Joy Keller IDEA Author/Presenter

Joy Keller is executive editor of IDEA Fitness Journal and IDEA Fit Business Success, and is also a certified personal trainer, indoor cycling instructor, yoga teacher (RYT 200) and Reiki Master. Joy joined IDEA Health & Fitness Association in 2002, and brought with her a wealth of information about how to fine-tune communication channels, after having spent her formative career years specializing in business-to-business journalism. Before she even graduated with honors from the respected University of Georgia journalism school, Joy was offered a job at one of the most successful trade publishing companies in the southeast, Shore Varrone, Inc.
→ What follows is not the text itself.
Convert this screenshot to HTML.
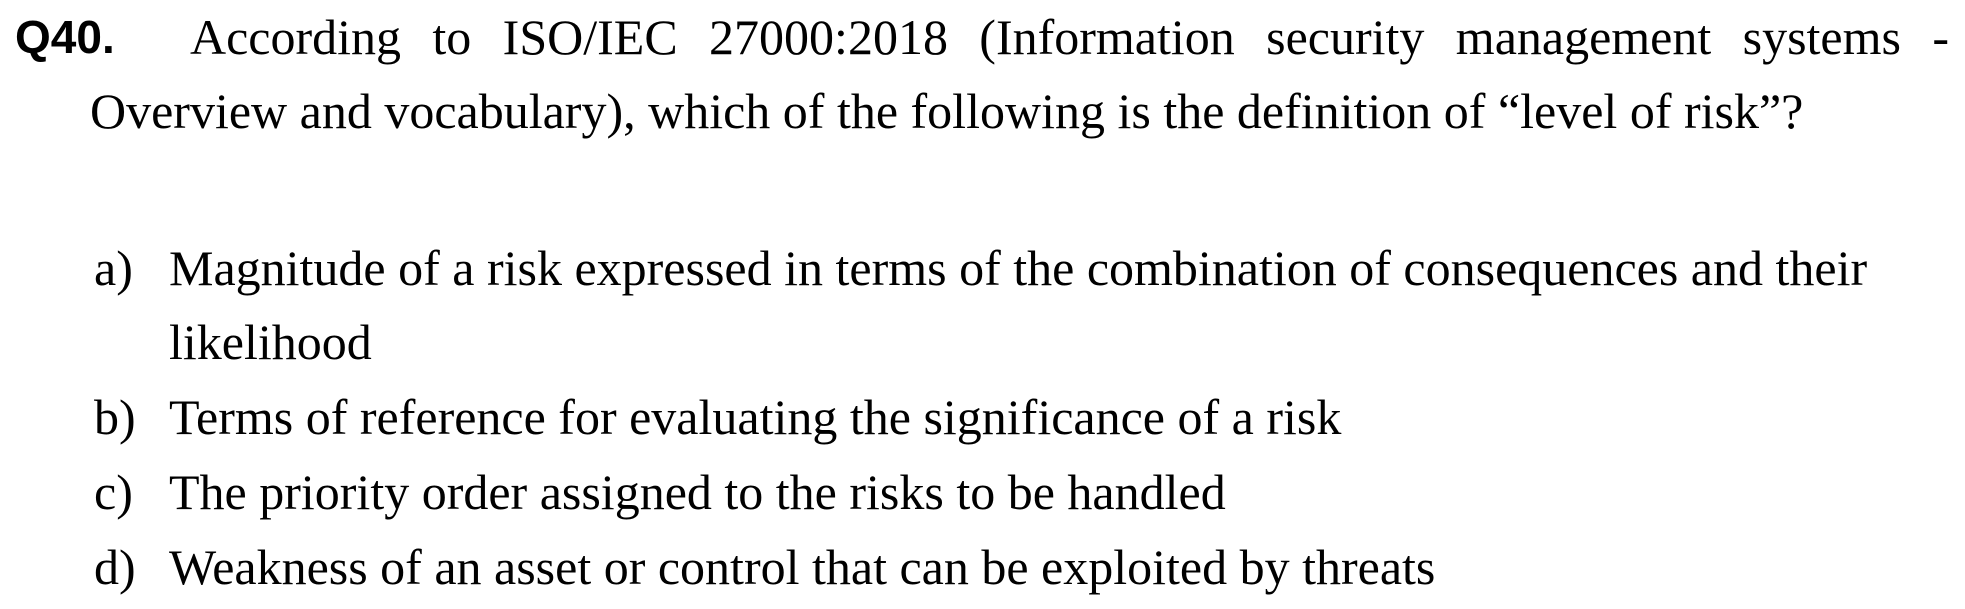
<!DOCTYPE html>
<html><head><meta charset="utf-8"><style>
html,body{margin:0;padding:0;background:#fff;width:1965px;height:609px;overflow:hidden;position:relative}
.t{position:absolute;font-family:"Liberation Serif",serif;font-size:50px;line-height:50px;color:#000;white-space:nowrap}
.q{position:absolute;left:15px;top:12px;font-family:"Liberation Sans",sans-serif;font-weight:bold;font-size:46px;line-height:50px}
.l1{left:190px;width:1759px;text-align:justify;text-align-last:justify;white-space:normal}
</style></head><body>
<div class="q">Q40.</div>
<div class="t l1" style="top:12px">According to ISO/IEC 27000:2018 (Information security management systems -</div>
<div class="t" style="left:90px;top:86px">Overview and vocabulary), which of the following is the definition of “level of risk”?</div>
<div class="t" style="left:94px;top:243px">a)</div>
<div class="t" style="left:169px;top:243px">Magnitude of a risk expressed in terms of the combination of consequences and their</div>
<div class="t" style="left:169px;top:317px">likelihood</div>
<div class="t" style="left:94px;top:392px">b)</div>
<div class="t" style="left:169px;top:392px">Terms of reference for evaluating the significance of a risk</div>
<div class="t" style="left:94px;top:467px">c)</div>
<div class="t" style="left:169px;top:467px">The priority order assigned to the risks to be handled</div>
<div class="t" style="left:94px;top:542px">d)</div>
<div class="t" style="left:169px;top:542px">Weakness of an asset or control that can be exploited by threats</div>
</body></html>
She made her mark in the automotive aftermarket industry as a creative thinker and journalist with an intuitive knack for researching and understanding niche audiences. Joy has worked on several titles, including Auto Trim & Restyling News, Truck Accessory News, Digital Output Magazine, Retail & Construction News, Miata magazine, Ford Racing, and many more. Her passion, however, lies with health and fitness. She was the associate editor of ACE Certified News while working at the American Council on Exercise, and transitioned that publication from a newsletter to a magazine. She has enjoyed 17 years at IDEA, where she has launched several publications, including the award-winning Inner IDEA Body-Mind Spirit Review, IDEA Pilates Today and IDEA Fit Business Success. Joy is a content creator and media 2.0 advocate who takes pride in discovering the unique information needs of qualified audiences, and she is dedicated to serving those needs while following the highest available standards.